Die regelmäßige Kolumne eines ab und an schon mal genervten Familienoberhaupts

VI

"Du Papa?" spricht mich meine älteste Tochter am Abend an. "Jetzt dürfen wir in der Schule nicht mehr "Völkerball" spielen. Das ist zu rassistisch, das muß jetzt "Gemeinschaftsball" heißen. Und die "Stirnreihe", die ist überhaupt verboten, die ist zu militärisch!" Ich denke, mich verhört zu haben. Aber ich habe richtig gehört. Ja spinnen die denn schon alle? Man hat langsam den Eindruck, daß da nur noch Narren unterwegs sind. Das ist ein weiteres Beispiel dafür, daß die Schule nach unseren Kindern greift, sie mit Ideologien zupflastert, die immer von der Wirklichkeit ablenken wollen. Bitte, ich weiß nicht, wer bei "Völkerball" auch nur in irgendeiner Weise rassistisch dachte, Gedanken daran wären mir nicht einmal im Traum eingefallen. Es sei denn, man darf nicht einmal mehr feststellen, daß wir ein Volk SIND.

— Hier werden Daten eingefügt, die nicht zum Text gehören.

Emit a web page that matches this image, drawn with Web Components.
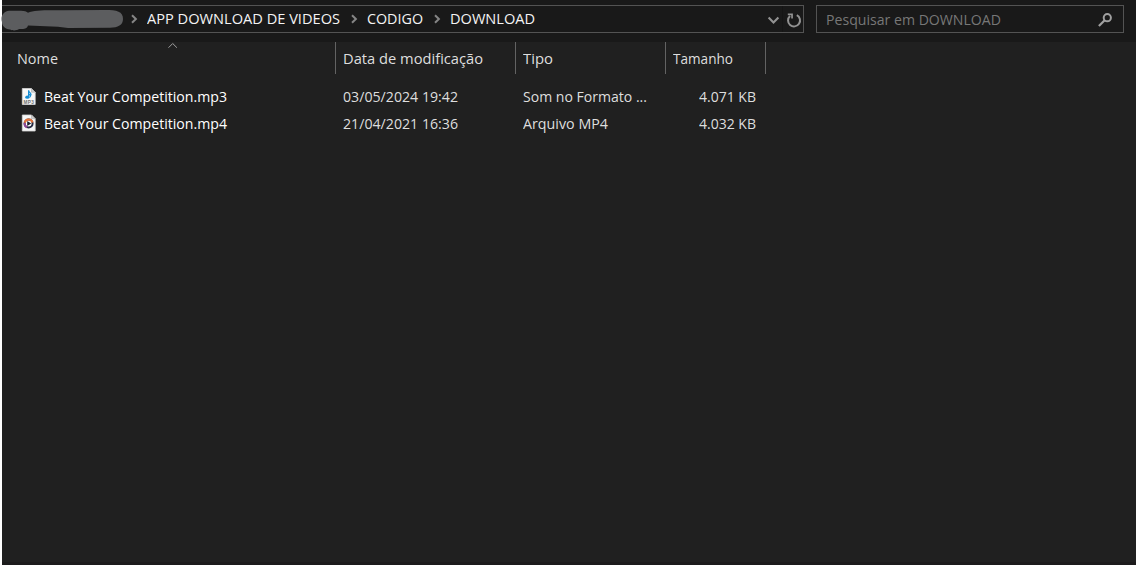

Aber da haben wir es wieder einmal. Die Schule ist zum Spielball der Ideologen verkommen. Sie gründet nicht mehr in einer wahren Anschauung über den Menschen, sondern sie hat sich losgelöst und ihre Grundlagen wechseln jetzt je nach regierender Partei. Jetzt gilt nicht mehr, wie der Mensch IST; sondern wie ihn sich die Herren wünschen. Mittlerweile herrschen jene Ideen, die von der Aufklärung an begonnen haben, den Menschen neu zu erfinden. Der gesunde Menschenverstand gilt nicht mehr, die "Wissenschaft" ist gescheiter.

Wer meint, durch den Begriff "Völkerball" würden die Kinder ideologisiert, der irrt aber ganz gewaltig. Es ist nicht die Sprache, die Grundtatsachen schafft. Sie verschafft ihm lediglich einen Zugang, eine Mitteilbarkeit zu den Dingen, wie sie sind, sonst wird sie mißbraucht und verliert im Extrem sogar ihre kommunikative Funktion. "Gemeinschaftsball" versucht, die Grundtatsache des Menschen - seine Notwendigkeit zum Spiel, zum Wettkampf - als zeitbedingte Geformtheit herauszustellen und liegt im Trend der Vermassungsideologen. Aber das stimmt einfach nicht. Ganz anders wird es nun bei "Gemeinschaftsball" sein, wenn sich nämlich der Name in keinem Zusammenhang mehr mit der Wirklichkeit des Spiels befindet, trägt er lediglich zur Verwirrung bei, schafft einen Widerspruch, der es nämlich sein wird, der tatsächlich ungezügelte Gewalt auslösen wird, weil unauflösbare Spannung entsteht. Und der Aberwitz: Während bei "Völkerball" allerbestenfalls wirklich Gemeinschaft entstand aus der Tatsache, seine Volkszugehörigkeit nicht abzuleugnen, wird bei "Gemeinschaftsball" nicht wirklich Gemeinschaft geschaffen, sondern das Wort redet einem Gemeinschaft ein und fordert auf, seine Wahrnehmungswelt durch ein erzeugtes Gemeinschaftsgefühl zu täuschen, schafft also gar keine wirkliche Gemeinschaft. Aber das wollen die ja vermutlich sogar.

Und wer meint, die Stirnreihe würde die Kinder militarisieren, der hat keinen Funken Ahnung, wie der Mensch wirklich ist. Das Militär muß sich nämlich auch der ganz einfachen menschlichen Tatsachen bedienen, es schafft sie nicht neu. Und es benützt ebenso die natürlichen Elemente, z.B. der Ordnung (eben weil Ordnung hier besondere praktische Bedeutung für die Funktionalität hat, und das würde der Schule und vor allem den Lehrern sehr helfen!). Abgesehen davon, daß es eine lächerliche und menschenferne Utopie ist, ein Volk zur Waffenlosigkeit erziehen zu wollen, ihm damit aber eine seiner elementarsten Grundfunktionen - seine Selbstverteidigung - einfach zu rauben. Der Mensch erkennt Prinzipien, nach denen Ordnung von Natur aus BESTEHT, nicht geschaffen wird. Eine neue, nicht mehr menschengerechte Ordnung schaffen, das wollen diese Herren!